DATA PROVIDED ->
____
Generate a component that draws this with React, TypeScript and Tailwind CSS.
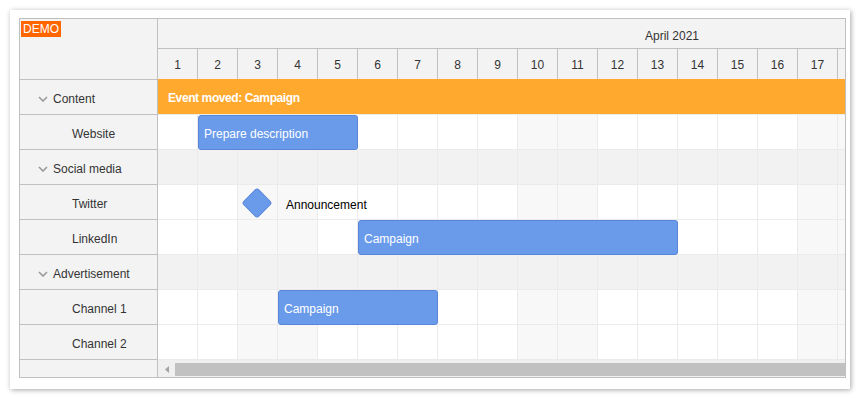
import React from 'react';

type Row = {
    name: string;
    parent?: boolean;
};

type Bar = {
    row: number;
    start: number;
    days: number;
    text: string;
};

const rows: Row[] = [
    { name: 'Content', parent: true },
    { name: 'Website' },
    { name: 'Social media', parent: true },
    { name: 'Twitter' },
    { name: 'LinkedIn' },
    { name: 'Advertisement', parent: true },
    { name: 'Channel 1' },
    { name: 'Channel 2' },
];

const bars: Bar[] = [
    { row: 1, start: 1, days: 4, text: 'Prepare description' },
    { row: 4, start: 5, days: 8, text: 'Campaign' },
    { row: 6, start: 3, days: 4, text: 'Campaign' },
];

const days = Array.from({ length: 18 }, (_, i) => i + 1);
const weekend = [3, 4, 10, 11, 17, 18];

const Chevron = () => (
    <svg width="10" height="6" viewBox="0 0 10 6" className="mr-[5px]">
        <polyline points="1,1 5,5 9,1" fill="none" stroke="#999" strokeWidth="1.6" />
    </svg>
);

const Cells = ({ parent }: { parent?: boolean }) => (
    <div className="flex h-full">
        {days.map((d) => (
            <div
                key={d}
                className={
                    'h-full w-10 shrink-0 border-r border-[#ebebeb] ' +
                    (parent ? 'bg-[#f2f2f2]' : weekend.includes(d) ? 'bg-[#f8f8f8]' : 'bg-white')
                }
            />
        ))}
    </div>
);

export default function App() {
    return (
        <div className="bg-white p-[10px] text-[12px] text-[#333]" style={{ fontFamily: '"Liberation Sans", Arial, sans-serif' }}>
            <div className="h-[379px] w-[840px] bg-white pl-[9px] pt-[8px] shadow-[1px_1px_5px_rgba(0,0,0,0.35)]">
                <div className="flex h-[360px] w-[827px] border border-[#c0c0c0]">
                    {/* row headers */}
                    <div className="flex w-[138px] shrink-0 flex-col border-r border-[#c0c0c0] bg-[#f3f3f3]">
                        <div className="h-[61px] shrink-0 border-b border-[#c0c0c0] pl-px pt-px">
                            <span className="inline-block bg-[#ff6600] px-[2px] leading-[16px] text-white">DEMO</span>
                        </div>
                        {rows.map((r) => (
                            <div
                                key={r.name}
                                className={
                                    'flex h-[35px] shrink-0 items-center border-b border-[#c0c0c0] pt-[3px] ' +
                                    (r.parent ? 'pl-[18px]' : 'pl-[52px]')
                                }
                            >
                                {r.parent && <Chevron />}
                                {r.name}
                            </div>
                        ))}
                        <div className="flex-1" />
                    </div>

                    {/* timeline */}
                    <div className="flex min-w-0 flex-1 flex-col overflow-hidden">
                        <div className="h-[30px] shrink-0 border-b border-[#c0c0c0] bg-[#f3f3f3] pl-[487px] pt-[8px]">
                            April 2021
                        </div>
                        <div className="flex h-[31px] shrink-0 border-b border-[#c0c0c0] bg-[#f3f3f3]">
                            {days.map((d) => (
                                <div key={d} className="flex w-10 shrink-0 items-center justify-center border-r border-[#c0c0c0] pt-[2px]">
                                    {d < 18 ? d : ''}
                                </div>
                            ))}
                        </div>
                        {rows.map((r, i) => (
                            <div key={r.name} className="relative h-[35px] shrink-0 border-b border-[#ebebeb]">
                                <Cells parent={r.parent} />
                                {i === 0 && (
                                    <div className="absolute inset-x-0 -top-px bottom-0 flex items-center bg-[#ffa92e] pl-[10px] pt-[3px] font-bold tracking-[-0.4px] text-white">
                                        Event moved: Campaign
                                    </div>
                                )}
                                {i === 3 && (
                                    <>
                                        <div className="absolute left-[88px] top-[7px] h-[22px] w-[22px] rotate-45 rounded-[3px] border border-[#5885d9] bg-[#6a9bea]" />
                                        <span className="absolute left-[128px] top-[11px] text-black">Announcement</span>
                                    </>
                                )}
                                {bars
                                    .filter((b) => b.row === i)
                                    .map((b) => (
                                        <div
                                            key={b.text + b.row}
                                            className="absolute top-0 flex h-[35px] items-center rounded-[3px] border border-[#5885d9] bg-[#6a9bea] pl-[5px] pt-[3px] text-white"
                                            style={{ left: b.start * 40, width: b.days * 40 }}
                                        >
                                            {b.text}
                                        </div>
                                    ))}
                            </div>
                        ))}
                        <div className="flex flex-1 items-center bg-[#f0f0f0] pt-px">
                            <div className="flex h-[13px] w-[17px] items-center justify-center">
                                <svg width="4" height="7" viewBox="0 0 4 7">
                                    <polygon points="4,0 0,3.5 4,7" fill="#a3a3a3" />
                                </svg>
                            </div>
                            <div className="h-[13px] flex-1 bg-[#c1c1c1]" />
                        </div>
                    </div>
                </div>
            </div>
        </div>
    );
}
____
EXERCISE BRIEF ->
Reproduce exactly the run of lines that opens the listing and closes with the line holding "const weekend = [3, 4, 10, 11, 17, 18];". Pictures are excluded.

CORRECT ANSWER ->
Generate a component that draws this with React, TypeScript and Tailwind CSS.
import React from 'react';

type Row = {
    name: string;
    parent?: boolean;
};

type Bar = {
    row: number;
    start: number;
    days: number;
    text: string;
};

const rows: Row[] = [
    { name: 'Content', parent: true },
    { name: 'Website' },
    { name: 'Social media', parent: true },
    { name: 'Twitter' },
    { name: 'LinkedIn' },
    { name: 'Advertisement', parent: true },
    { name: 'Channel 1' },
    { name: 'Channel 2' },
];

const bars: Bar[] = [
    { row: 1, start: 1, days: 4, text: 'Prepare description' },
    { row: 4, start: 5, days: 8, text: 'Campaign' },
    { row: 6, start: 3, days: 4, text: 'Campaign' },
];

const days = Array.from({ length: 18 }, (_, i) => i + 1);
const weekend = [3, 4, 10, 11, 17, 18];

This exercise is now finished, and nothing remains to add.